Monday, April 7, 2008

Maio, Mayo..oooh, daffodils

Any self revealed in words or speech has to be a persona according to Maio/Trilling's thesis-- and this is something with which I would agree.

"The authentic self of the poet-- the private self devoid of his or her conscious or unconscious literary persona-- is of course a compilation of selves...Our distinction between authentic and sincere is helpful here. The personal poet's sincere self can be seen as one, or part of one, of these many selves; it is the persona presented publicly as poetic voice and is confined to the poem exclusively. A poem's speaker is not wholly the poet and consequently cannot even represent the authentic self, the assemblage of selves" (Maio 3).

My thesis also assumes that "a personal poem is distinguishable by its speaker" (4).
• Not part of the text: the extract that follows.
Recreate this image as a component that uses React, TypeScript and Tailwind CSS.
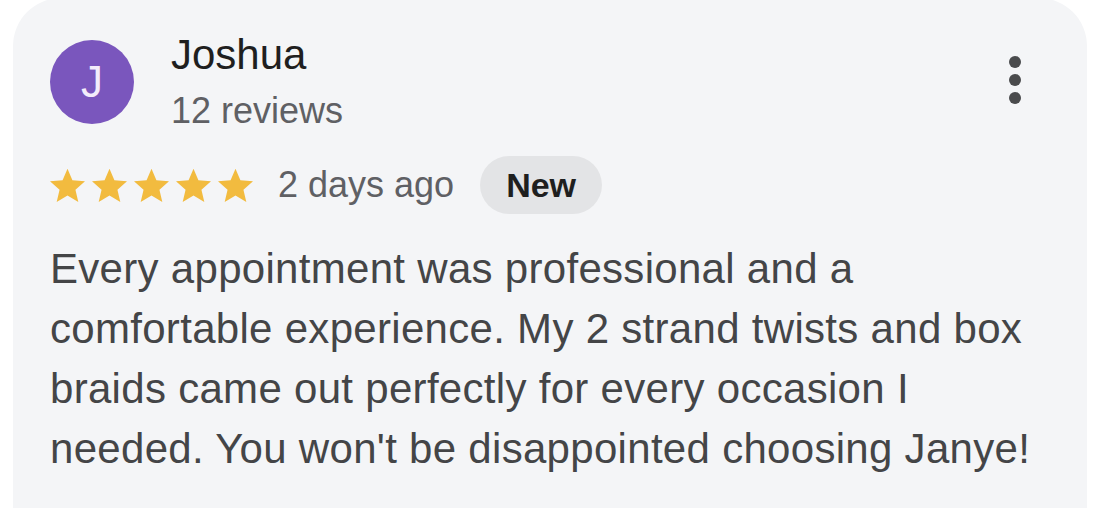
import React from "react";

function Star() {
  return (
    <svg width="35" height="35" viewBox="2 1.6 20 20" className="shrink-0">
      <path
        fill="#f2bb3f"
        d="M12 17.27L18.18 21l-1.64-7.03L22 9.24l-7.19-.61L12 2 9.19 8.63 2 9.24l5.46 4.73L5.82 21z"
      />
    </svg>
  );
}

function MoreIcon() {
  return (
    <div className="flex flex-col items-center gap-[6px]">
      <span className="block w-[12px] h-[12px] rounded-full bg-[#4a4b4d]" />
      <span className="block w-[12px] h-[12px] rounded-full bg-[#4a4b4d]" />
      <span className="block w-[12px] h-[12px] rounded-full bg-[#4a4b4d]" />
    </div>
  );
}

export default function App() {
  return (
    <div
      className="w-[1098px] h-[508px] overflow-hidden bg-white"
      style={{ fontFamily: '"Liberation Sans", Arial, sans-serif' }}
    >
      <div className="ml-[13px] mt-[-2px] w-[1074px] h-[560px] rounded-[48px] bg-[#f4f5f7] pl-[37px] pr-[40px] pt-[32px]">
        <div className="flex items-start">
          <div className="mt-[10px] w-[84px] h-[84px] rounded-full bg-[#7a56bd] flex items-center justify-center shrink-0">
            <span className="text-[44px] leading-none text-[#f3ecfb]">J</span>
          </div>
          <div className="ml-[37px] flex flex-col">
            <span className="text-[42px] leading-[50px] text-[#1f1f1f]">Joshua</span>
            <span className="mt-[9px] text-[36px] leading-[44px] text-[#5f6064]">12 reviews</span>
          </div>
          <div className="ml-auto mr-[26px] mt-[26px]">
            <MoreIcon />
          </div>
        </div>

        <div className="mt-[23px] flex items-center h-[58px]">
          <div className="flex items-center gap-[7px]">
            <Star />
            <Star />
            <Star />
            <Star />
            <Star />
          </div>
          <span className="ml-[25px] text-[36px] leading-none text-[#5f6064]">2 days ago</span>
          <span className="ml-[26px] h-[58px] px-[26px] rounded-full bg-[#e3e4e6] flex items-center text-[34px] font-semibold text-[#1f1f1f]">
            New
          </span>
        </div>

        <p className="mt-[25px] text-[42px] leading-[60px] tracking-[0.3px] text-[#444547]">
          Every appointment was professional and a comfortable experience. My 2 strand twists and box braids came out perfectly for every occasion I needed. You won't be disappointed choosing Janye!
        </p>
      </div>
    </div>
  );
}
The choice to put something in a poem is the same as the choice we make the share or withhold other information in conversation, or even with ourselves. This is why poetry could serve as a public self-discovery for poets such as Sexton and Adrienne Rich-- they can choose to alter what they remember or know to be hard facts, but that choice is revealing as well, even if what it reveals is simply the walls to the world of the poem.

Anne Sexton was someone searching for who she was--writing allowed her to construct a self that she was relatively aware was unstable, not just mentally, but in terms of consistency. She looks for this self in terms of examining her own consciousness, looking at her self as man's "other," the victim of him putting skin on her bones, conceiving of her like an architect; and lastly, in terms of finding a self beyond the self that goes on thanks to the presence of a domineering, masculine God. There are moments where her revelation of the construction tears down the construction itself.

p. 72-73: re-vise his ideas?

"...she knew from her earliest attempts that for poetry to be distinguishable as art, it could not be only an authentic confession of one's self-perception. And this, finally, is why Sexton's 'I' is not an authentic one in her personal poetry: her willingness to craft a voice distinct from her conscious voice-- even the one used in session with the therapist-- one that is sincere, but one belonging entirely to the poem as its speaker rather than belonging to the authentic Anne Sexton who speaks as the 'I' of her poems" (73-74)

"...her shaping poetry from her life was more interesting to her than her life" (78).